Gun control. How about a go at it? At worst only a few lives will be spared.
Brian M says:
SeaTea:
I don't see Gator's comment as "Don't do anything" at all. He is pointing out the fallacy in assuming that there is a miracle gun control law that can solve our problems.
There are just too many guns out there. And cultures that, for whatever crazy reasons, worship gun ownership (and use). Not sure it will even be possible to effectively "control" that. And, as Gator points out, there are too many lone wolves that will slip through anyway. Gun control will not stop spree killers.
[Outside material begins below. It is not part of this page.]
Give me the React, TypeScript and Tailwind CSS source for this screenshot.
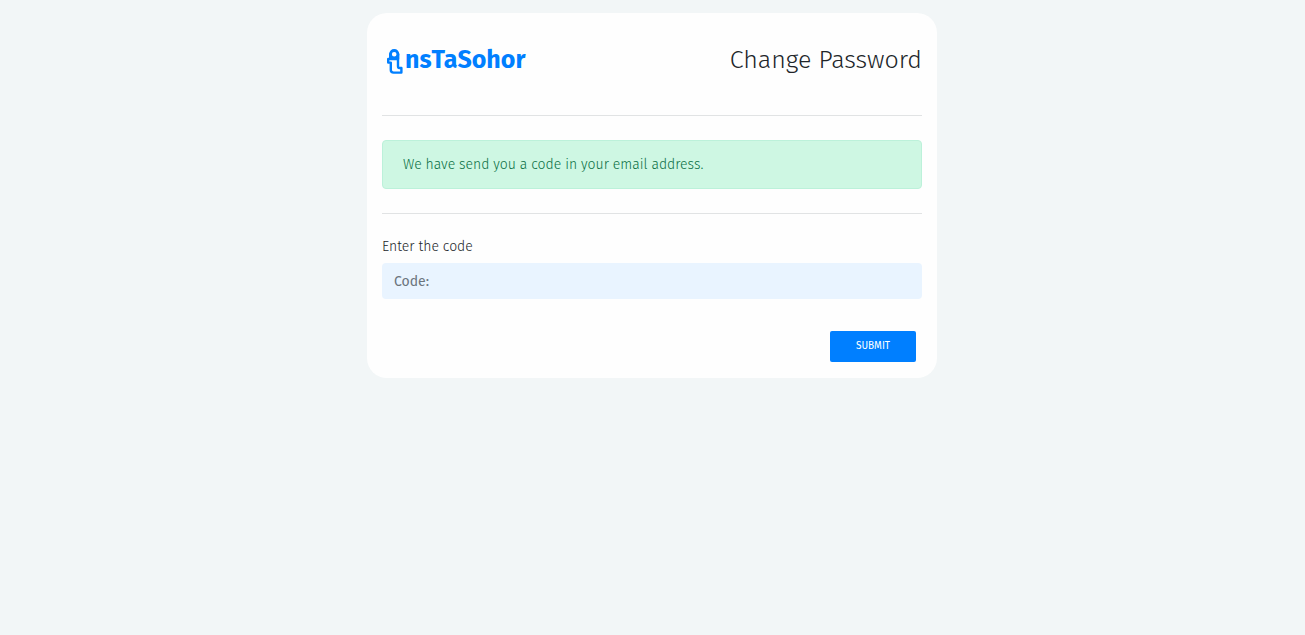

Reflexive "We need more gun control laws" is kinda sorta the reflex liberal version of the "we need to deport all of the illegals" the right promotes. Impossible, intrusive, and ultimately ineffective.
Shane in SLC says:
Speaking of the Lennon shooting (plus Reagan and JP2), here's my favorite song on the subject:
https://www.youtube.com/watch?v=V_woJ7Rl2mI
"Civilization's dying and no one's realizing
The position of hate stuck inside the gun
Civilization's crying and I won't try to deny it
We've got a problem son, something's gotta be done
For the Pope and the President
And the big rock star who made a lot of money
They've all got one thing in common
They know it ain't no fun to get shot with a gun"
That was from 1987. It seems more relevant now than ever. Sigh.
Mo says:
When the oligarchy start getting shot up, then I imagine we'll see gun control real quick.
A total ban on ammo purchases or sales, for starters.
Emerson Dameron says:
@Mo:
I think most people would fall right in line with that IF AND ONLY IF it occurred on the watch of Republicans.
Major Kong says:
Going through life convinced they are macho tough guys while simultaneously being afraid of almost every aspect of modern life must be exhausting.
el mago says:
Si, Senor Kong. That's why they own all that hardware.
Anonymous Prof says:
With a hat tip to whoever said it first…
If we really wanted to control guns, we would treat guns like abortion. ("Gun violence stops a beating heart!")
First, make sure that most states- especially big states- have only one gun shop each.
Second, surround that gun shop with protesters 24/7 who are carrying graphic pictures of the victims of guns (homicidal, suicidal, and accidental.)
Third, make sure that every time someone buys a gun or ammo, they have to submit to a frivolous transvaginal ultrasound or prostate exam.
Brian M says:
Most of them also remain convinced that unlike almost everyone else, they will heroically save the day rather than shoot themselves in their own privates.
Gator says:
More moaning and name calling.
You guys aren't being realistic in any sense of the word. One, you're not proposing anything remotely useful. Two, you're not proposing anything remotely practical in the sense that you could get it passed into law.
And we have the 2nd Amendment and the Supreme Court behind all this. Pass a law outlawing guns and the Supreme Court will simply decide all gun control violates "shall not be infringed." Then you're worse off than before.
I am a liberal. I am pro choice. I donated to Bernie. I'd love to see wall street burn. I want a better tomorrow for my kids. Etc. I also own guns.
I hear the same kind of dumb shit from the NRA types. "libtards", "Obummer is letting the UN take over the US to take your guns" etc. You're buying into the democrat/republican tribalism. Don't think, just react. They're not actually going to do anything anyway, they just want your money and your vote.
The only winners are the gun companies. Time to buy some more S&W stock!